The course is a pilot for curriculum change and perhaps a joint degree program focused on digital markets and their design. Dirk Bergemann, chairman of the Yale economics department, explained that economics was concerned with efficiency, prices and incentives, while computer science focused on algorithms and complexity.
“In digital marketplaces, you are trying to address both sets of problems,” he said.
Mr. Weyl predicts that the rise of digital marketplaces in the economy is just getting underway. Uber in ride-hailing and Airbnb in room-renting, he said, may well be just the start of a redefinition of private property, made possible by digital technology.
Things, according to Mr. Weyl, will increasingly be rented as services instead of owned. That is the long-term vision of driverless cars: When a vehicle just shows up on command, far fewer cars will sit in driveways. Transportation efficiency, resource consumption and industries will all be transformed, he said.
The same could be true for household goods, Mr. Weyl said. One possible situation: After you use your espresso machine for breakfast, a drone comes to pick it up, and you rent it out for the day.
A current market-design challenge for Amazon and Microsoft is their big cloud computing services. These digital services, for example, face a peak-load problem, much as electric utilities do.
How do you sell service at times when there is a risk some customers may be bumped off? Run an auction for what customers are willing to pay for interruptible service? Or offer set discounts for different levels of risk? Both Amazon and Microsoft are working on that now.

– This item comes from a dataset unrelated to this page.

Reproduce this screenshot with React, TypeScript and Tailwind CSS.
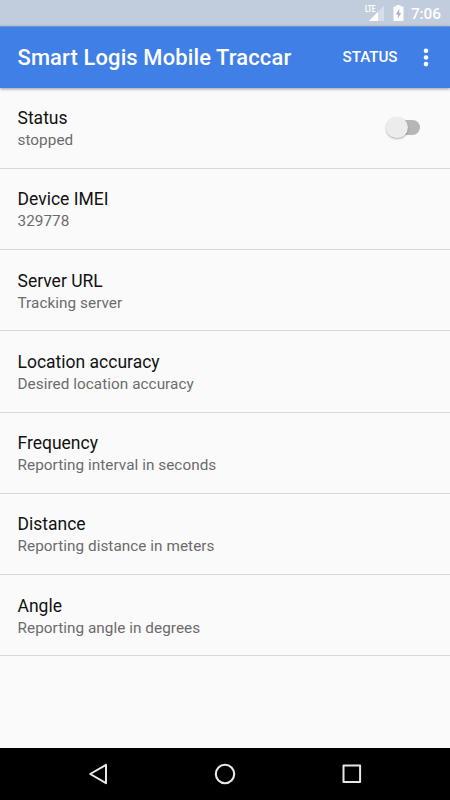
import { useState } from 'react';

interface Preference {
  title: string;
  summary: string;
}

const PREFERENCES: Preference[] = [
  { title: 'Device IMEI', summary: '329778' },
  { title: 'Server URL', summary: 'Tracking server' },
  { title: 'Location accuracy', summary: 'Desired location accuracy' },
  { title: 'Frequency', summary: 'Reporting interval in seconds' },
  { title: 'Distance', summary: 'Reporting distance in meters' },
  { title: 'Angle', summary: 'Reporting angle in degrees' },
];

function StatusBar() {
  return (
    <div className="flex h-[26px] shrink-0 items-start justify-end bg-[#c1ccdd] pr-[9px] text-white">
      {/* Signal strength with network type */}
      <svg className="mt-1 h-[18px] w-5" viewBox="0 0 20 18">
        <path d="M19 1.5V17H4z" fill="#fff" fillOpacity="0.35" />
        <path d="M13 7.7V17H4z" fill="#fff" />
        <text
          x="0"
          y="8"
          fontFamily="Roboto, sans-serif"
          fontSize="9.5"
          fontWeight="700"
          textLength="10.5"
          lengthAdjust="spacingAndGlyphs"
          fill="#fff"
        >
          LTE
        </text>
      </svg>
      <svg className="mt-[5px] ml-2 h-4 w-[11px]" viewBox="0 0 11 16">
        <path
          d="M3.3 0h4.2v1.6h2.2q.8 0 .8.8v12.8q0 .8-.8.8H1.3q-.8 0-.8-.8V2.4q0-.8.8-.8h2z"
          fill="#fff"
        />
        <path d="M6.3 3.8 2.8 9.4h2.1v4.2L8.2 8H6.3z" fill="#a9b5c7" />
      </svg>
      <span className="mt-[5px] ml-[6.5px] text-[15.3px] leading-[18px] font-medium">7:06</span>
    </div>
  );
}

function Toolbar() {
  return (
    <header className="relative flex h-[61.5px] shrink-0 items-center border-t border-[#6c95da] bg-[#4080e6] pl-[17.5px] text-white shadow-[0_1px_3px_rgba(0,0,0,0.4)]">
      <h1 className="mt-px text-[21.9px] leading-7 font-medium tracking-[0.15px] whitespace-nowrap">
        Smart Logis Mobile Traccar
      </h1>
      <button className="ml-auto text-[15.2px] leading-5 font-medium tracking-[-0.05px]">STATUS</button>
      <button className="mr-[19px] ml-[23.5px]" aria-label="More options">
        <svg className="h-[19px] w-[10px]" viewBox="0 0 10 19" fill="currentColor">
          <circle cx="5" cy="2.8" r="2.3" />
          <circle cx="5" cy="9.5" r="2.3" />
          <circle cx="5" cy="16.1" r="2.3" />
        </svg>
      </button>
    </header>
  );
}

function PreferenceText({ title, summary }: Preference) {
  return (
    <div className="mt-[4px]">
      <div className="text-[17.5px] leading-[22px] text-[#121212]">{title}</div>
      <div className="text-[15.3px] leading-[23px] tracking-[0.05px] text-[#6c6c6c]">{summary}</div>
    </div>
  );
}

function Switch({ on, onToggle }: { on: boolean; onToggle: () => void }) {
  return (
    <button role="switch" aria-checked={on} aria-label="Status" onClick={onToggle} className="flex h-6 w-[35px] items-center">
      <span
        className={`size-[21.5px] shrink-0 rounded-full bg-[#ececec] shadow-[0_1px_2px_rgba(0,0,0,0.3)] z-10 ${
          on ? 'translate-x-3.5' : ''
        }`}
      />
      <span className="-ml-[17px] h-[15.5px] w-[29.5px] shrink-0 rounded-full bg-[#b6b6b6]" />
    </button>
  );
}

function NavigationBar() {
  return (
    <nav className="flex h-[52.5px] shrink-0 items-center justify-between bg-black px-[86px] text-[#e8e8e8]">
      <svg className="size-6" viewBox="0 0 24 24" fill="none" stroke="currentColor" strokeWidth="2" strokeLinejoin="round">
        <path d="M20 2.8v18.4L4.2 12z" />
      </svg>
      <svg className="size-6" viewBox="0 0 24 24" fill="none" stroke="currentColor" strokeWidth="2.1">
        <circle cx="12" cy="12" r="9.2" />
      </svg>
      <svg className="size-6" viewBox="0 0 24 24" fill="none" stroke="currentColor" strokeWidth="2" strokeLinejoin="round">
        <rect x="3.5" y="3.5" width="16.6" height="16.6" />
      </svg>
    </nav>
  );
}

export default function App() {
  const [running, setRunning] = useState(false);

  return (
    <div className="flex h-[800px] w-[450px] flex-col overflow-hidden bg-[#fafafa] font-[Roboto,sans-serif]">
      <StatusBar />
      <Toolbar />

      <main className="flex-1">
        <div className="flex h-[81.25px] items-center justify-between border-b border-[#d8d8d8] pr-[29px] pl-[17.5px]">
          <PreferenceText title="Status" summary={running ? 'running' : 'stopped'} />
          <Switch on={running} onToggle={() => setRunning(!running)} />
        </div>
        {PREFERENCES.map((pref) => (
          <div key={pref.title} className="flex h-[81.25px] items-center border-b border-[#d8d8d8] pl-[17.5px]">
            <PreferenceText {...pref} />
          </div>
        ))}
      </main>

      <NavigationBar />
    </div>
  );
}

To answer such questions, economists work in teams with computer scientists and people in business. In tech companies, market design involves not only economics but also engineering and marketing. How hard is a certain approach technically? How easy is it to explain to customers?
“Economics influences rather than determines decisions,” said Preston McAfee, Microsoft’s chief economist, who previously worked at Google and Yahoo.